INSTRUCTIONS FOR THE TASK:
Determine how many lines of the material hold the string "Tailwind" and reply with only that number.

=== SUPPLIED MATERIAL ===

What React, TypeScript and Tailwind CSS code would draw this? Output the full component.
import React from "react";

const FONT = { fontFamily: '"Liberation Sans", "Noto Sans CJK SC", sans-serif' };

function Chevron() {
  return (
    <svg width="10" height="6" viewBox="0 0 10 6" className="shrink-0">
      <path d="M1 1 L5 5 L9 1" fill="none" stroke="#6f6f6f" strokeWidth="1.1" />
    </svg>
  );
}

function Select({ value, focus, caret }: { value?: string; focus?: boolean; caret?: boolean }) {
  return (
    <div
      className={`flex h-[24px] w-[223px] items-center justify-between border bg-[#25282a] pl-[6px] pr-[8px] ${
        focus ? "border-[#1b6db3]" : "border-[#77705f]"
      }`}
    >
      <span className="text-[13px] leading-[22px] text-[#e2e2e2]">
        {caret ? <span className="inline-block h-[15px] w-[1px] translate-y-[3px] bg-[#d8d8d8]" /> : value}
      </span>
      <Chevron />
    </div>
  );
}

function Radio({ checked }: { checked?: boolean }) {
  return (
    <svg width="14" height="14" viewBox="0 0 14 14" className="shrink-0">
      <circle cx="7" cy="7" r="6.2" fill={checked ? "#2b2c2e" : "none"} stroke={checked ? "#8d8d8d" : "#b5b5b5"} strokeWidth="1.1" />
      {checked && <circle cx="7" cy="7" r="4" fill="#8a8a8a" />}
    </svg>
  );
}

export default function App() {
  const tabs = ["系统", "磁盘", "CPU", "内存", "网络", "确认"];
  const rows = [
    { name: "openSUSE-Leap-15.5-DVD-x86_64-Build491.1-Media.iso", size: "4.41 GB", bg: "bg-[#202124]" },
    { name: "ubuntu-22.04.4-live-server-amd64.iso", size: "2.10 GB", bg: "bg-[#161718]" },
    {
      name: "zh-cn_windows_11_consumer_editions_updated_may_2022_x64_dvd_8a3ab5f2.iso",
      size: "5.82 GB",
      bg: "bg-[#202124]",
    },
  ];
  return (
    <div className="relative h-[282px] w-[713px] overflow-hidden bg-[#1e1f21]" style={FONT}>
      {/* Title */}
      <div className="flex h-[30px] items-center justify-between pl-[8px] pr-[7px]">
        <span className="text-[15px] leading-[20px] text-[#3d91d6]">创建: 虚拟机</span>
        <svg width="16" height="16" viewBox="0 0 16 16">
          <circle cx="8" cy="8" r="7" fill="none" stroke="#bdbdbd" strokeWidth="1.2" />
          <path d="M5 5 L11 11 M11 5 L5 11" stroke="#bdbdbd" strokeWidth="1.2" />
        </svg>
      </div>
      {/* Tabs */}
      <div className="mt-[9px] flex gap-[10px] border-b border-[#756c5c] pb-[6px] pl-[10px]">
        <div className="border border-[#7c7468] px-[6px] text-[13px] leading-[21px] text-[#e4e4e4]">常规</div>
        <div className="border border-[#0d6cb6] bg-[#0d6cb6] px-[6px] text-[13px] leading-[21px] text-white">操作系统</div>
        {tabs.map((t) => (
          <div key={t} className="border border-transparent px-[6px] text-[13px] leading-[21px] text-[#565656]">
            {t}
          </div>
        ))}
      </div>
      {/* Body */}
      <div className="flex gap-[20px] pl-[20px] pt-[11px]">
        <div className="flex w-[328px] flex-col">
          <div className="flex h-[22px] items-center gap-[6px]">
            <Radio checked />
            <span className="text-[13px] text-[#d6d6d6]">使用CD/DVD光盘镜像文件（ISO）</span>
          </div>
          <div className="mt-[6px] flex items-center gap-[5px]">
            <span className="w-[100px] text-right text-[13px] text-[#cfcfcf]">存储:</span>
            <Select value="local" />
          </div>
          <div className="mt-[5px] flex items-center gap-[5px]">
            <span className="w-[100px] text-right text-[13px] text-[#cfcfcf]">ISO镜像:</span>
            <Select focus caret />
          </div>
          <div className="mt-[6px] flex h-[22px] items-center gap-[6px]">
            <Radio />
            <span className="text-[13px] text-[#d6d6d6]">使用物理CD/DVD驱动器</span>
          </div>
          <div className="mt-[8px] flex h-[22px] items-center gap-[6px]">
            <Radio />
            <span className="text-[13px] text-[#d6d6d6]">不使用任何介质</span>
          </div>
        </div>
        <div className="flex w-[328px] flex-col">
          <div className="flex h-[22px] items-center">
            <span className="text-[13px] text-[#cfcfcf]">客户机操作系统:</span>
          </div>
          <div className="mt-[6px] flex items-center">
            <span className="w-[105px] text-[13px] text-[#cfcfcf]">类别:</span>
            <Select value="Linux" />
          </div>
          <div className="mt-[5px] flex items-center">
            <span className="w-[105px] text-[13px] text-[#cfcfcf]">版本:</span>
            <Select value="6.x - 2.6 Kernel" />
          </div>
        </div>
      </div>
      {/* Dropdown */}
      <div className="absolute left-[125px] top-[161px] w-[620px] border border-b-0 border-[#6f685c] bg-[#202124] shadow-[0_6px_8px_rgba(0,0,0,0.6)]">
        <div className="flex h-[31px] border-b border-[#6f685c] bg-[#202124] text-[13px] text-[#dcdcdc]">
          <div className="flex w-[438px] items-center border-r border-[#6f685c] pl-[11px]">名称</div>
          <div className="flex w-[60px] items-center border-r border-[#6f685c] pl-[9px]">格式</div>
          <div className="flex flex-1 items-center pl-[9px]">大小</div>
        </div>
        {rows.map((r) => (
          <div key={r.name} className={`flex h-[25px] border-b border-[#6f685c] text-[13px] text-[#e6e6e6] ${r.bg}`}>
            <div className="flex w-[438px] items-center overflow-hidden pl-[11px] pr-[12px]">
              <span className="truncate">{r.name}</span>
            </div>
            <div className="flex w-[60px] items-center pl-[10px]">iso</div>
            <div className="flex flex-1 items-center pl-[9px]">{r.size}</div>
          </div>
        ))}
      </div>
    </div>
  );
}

===
=== SUPPLIED MATERIAL ===

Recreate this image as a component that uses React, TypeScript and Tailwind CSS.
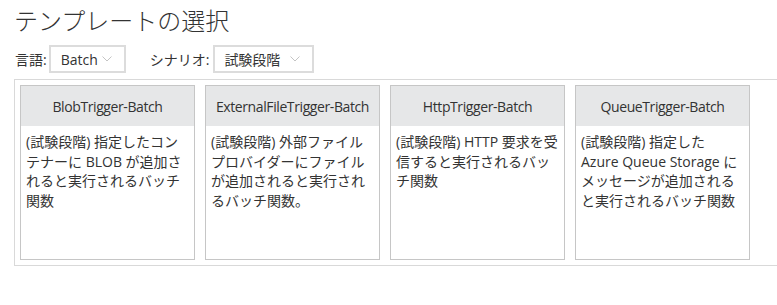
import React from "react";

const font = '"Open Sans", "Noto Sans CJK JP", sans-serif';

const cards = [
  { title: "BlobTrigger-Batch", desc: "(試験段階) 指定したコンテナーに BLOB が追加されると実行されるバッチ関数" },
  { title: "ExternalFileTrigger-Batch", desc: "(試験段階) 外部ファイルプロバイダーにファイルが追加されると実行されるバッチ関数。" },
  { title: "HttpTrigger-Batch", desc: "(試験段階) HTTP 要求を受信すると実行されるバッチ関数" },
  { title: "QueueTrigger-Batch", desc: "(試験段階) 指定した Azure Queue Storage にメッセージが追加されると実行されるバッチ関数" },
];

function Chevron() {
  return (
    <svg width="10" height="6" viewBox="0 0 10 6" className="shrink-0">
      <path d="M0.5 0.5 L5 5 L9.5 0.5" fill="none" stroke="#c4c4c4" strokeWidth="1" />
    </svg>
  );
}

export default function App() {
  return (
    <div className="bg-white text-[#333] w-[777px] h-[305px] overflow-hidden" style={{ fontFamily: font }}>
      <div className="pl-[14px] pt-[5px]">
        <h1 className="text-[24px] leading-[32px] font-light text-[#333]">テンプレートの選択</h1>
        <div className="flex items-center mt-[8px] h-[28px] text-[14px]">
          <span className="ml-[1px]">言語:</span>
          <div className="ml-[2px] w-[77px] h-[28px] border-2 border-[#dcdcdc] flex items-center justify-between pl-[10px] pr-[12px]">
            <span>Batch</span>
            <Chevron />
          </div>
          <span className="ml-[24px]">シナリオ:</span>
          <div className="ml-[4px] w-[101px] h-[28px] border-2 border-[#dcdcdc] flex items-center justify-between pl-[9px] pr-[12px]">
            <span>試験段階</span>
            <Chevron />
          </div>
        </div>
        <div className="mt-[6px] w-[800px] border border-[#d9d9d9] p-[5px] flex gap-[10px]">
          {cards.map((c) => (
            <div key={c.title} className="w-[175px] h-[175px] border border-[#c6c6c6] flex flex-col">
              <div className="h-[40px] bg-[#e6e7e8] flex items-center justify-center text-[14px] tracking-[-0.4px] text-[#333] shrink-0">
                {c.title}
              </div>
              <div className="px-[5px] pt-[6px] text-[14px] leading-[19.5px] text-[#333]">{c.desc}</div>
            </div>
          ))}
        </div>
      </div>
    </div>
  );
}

===
=== SUPPLIED MATERIAL ===

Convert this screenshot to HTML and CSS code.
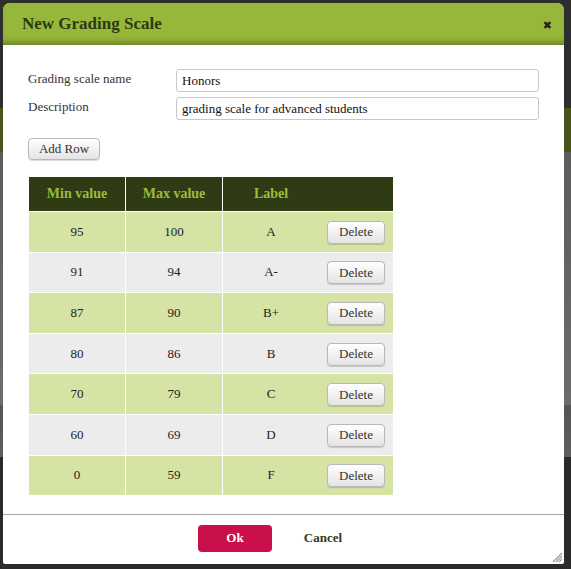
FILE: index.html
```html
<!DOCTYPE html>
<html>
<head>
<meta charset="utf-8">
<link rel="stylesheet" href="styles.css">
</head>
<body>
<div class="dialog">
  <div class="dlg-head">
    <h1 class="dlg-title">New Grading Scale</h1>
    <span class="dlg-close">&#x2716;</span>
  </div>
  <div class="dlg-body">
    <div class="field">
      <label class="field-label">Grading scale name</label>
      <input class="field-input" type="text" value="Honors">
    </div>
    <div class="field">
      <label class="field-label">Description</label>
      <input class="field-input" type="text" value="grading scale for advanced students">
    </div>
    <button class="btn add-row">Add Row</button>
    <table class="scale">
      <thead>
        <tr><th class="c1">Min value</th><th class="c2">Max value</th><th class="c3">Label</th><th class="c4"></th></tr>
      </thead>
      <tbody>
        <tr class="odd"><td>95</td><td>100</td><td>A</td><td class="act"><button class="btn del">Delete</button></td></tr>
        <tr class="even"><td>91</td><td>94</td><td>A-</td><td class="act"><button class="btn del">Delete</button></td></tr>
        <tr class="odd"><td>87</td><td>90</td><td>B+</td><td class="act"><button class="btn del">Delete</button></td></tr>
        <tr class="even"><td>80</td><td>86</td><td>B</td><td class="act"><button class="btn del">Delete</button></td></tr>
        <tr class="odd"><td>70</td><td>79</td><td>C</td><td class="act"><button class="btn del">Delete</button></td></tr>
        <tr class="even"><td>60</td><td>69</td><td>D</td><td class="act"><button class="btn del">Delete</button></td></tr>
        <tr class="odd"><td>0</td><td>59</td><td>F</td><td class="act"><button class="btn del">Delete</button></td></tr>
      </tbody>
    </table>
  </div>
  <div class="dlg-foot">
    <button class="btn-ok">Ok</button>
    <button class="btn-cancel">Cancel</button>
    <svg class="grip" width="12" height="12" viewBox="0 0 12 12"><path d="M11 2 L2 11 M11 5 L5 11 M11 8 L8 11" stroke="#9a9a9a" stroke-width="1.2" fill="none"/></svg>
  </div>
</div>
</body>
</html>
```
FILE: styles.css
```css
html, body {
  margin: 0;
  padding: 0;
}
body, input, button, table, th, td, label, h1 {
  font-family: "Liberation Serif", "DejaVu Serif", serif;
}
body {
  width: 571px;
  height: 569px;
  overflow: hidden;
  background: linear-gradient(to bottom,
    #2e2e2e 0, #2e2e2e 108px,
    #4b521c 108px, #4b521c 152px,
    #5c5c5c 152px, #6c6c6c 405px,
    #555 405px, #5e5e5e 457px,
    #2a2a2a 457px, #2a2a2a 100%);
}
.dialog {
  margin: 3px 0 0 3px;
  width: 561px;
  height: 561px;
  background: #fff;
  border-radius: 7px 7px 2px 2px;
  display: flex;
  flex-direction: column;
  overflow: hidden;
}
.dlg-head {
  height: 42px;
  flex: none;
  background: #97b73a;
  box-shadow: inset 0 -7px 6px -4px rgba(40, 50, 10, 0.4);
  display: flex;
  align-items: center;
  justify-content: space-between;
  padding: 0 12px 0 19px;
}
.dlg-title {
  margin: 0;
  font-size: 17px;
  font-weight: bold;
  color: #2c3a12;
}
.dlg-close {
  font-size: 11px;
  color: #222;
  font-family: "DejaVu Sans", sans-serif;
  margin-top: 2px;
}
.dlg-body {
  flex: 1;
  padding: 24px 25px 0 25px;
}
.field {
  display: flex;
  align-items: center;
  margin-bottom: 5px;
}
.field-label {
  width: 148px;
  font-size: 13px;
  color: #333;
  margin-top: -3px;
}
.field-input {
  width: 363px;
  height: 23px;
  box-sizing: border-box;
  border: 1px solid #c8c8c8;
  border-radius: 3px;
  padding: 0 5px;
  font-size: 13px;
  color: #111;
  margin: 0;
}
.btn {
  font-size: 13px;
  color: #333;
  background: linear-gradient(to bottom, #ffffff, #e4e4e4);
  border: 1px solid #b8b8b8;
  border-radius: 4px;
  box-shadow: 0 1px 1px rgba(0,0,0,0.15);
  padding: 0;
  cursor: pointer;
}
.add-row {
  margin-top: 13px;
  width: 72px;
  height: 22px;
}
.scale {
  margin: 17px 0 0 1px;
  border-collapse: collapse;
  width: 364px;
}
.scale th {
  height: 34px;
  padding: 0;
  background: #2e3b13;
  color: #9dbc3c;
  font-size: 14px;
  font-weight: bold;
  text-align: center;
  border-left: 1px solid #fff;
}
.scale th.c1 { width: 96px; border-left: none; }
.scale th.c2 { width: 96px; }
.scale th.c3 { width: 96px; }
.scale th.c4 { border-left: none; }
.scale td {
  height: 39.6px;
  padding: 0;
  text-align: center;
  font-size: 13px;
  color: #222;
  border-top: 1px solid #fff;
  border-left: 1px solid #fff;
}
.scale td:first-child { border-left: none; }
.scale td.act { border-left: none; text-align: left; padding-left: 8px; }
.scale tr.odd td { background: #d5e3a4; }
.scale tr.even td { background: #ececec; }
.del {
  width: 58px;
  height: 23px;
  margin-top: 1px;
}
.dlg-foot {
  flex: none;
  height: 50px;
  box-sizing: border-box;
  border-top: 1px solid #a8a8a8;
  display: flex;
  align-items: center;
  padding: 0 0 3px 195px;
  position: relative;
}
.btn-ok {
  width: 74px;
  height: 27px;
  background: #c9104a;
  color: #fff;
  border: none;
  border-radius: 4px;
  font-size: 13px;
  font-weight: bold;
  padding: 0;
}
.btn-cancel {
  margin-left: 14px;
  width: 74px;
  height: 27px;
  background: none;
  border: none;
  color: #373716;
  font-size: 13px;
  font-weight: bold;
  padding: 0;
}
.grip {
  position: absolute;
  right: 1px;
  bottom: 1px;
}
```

===

RESPONSE TO THIS EXERCISE:
2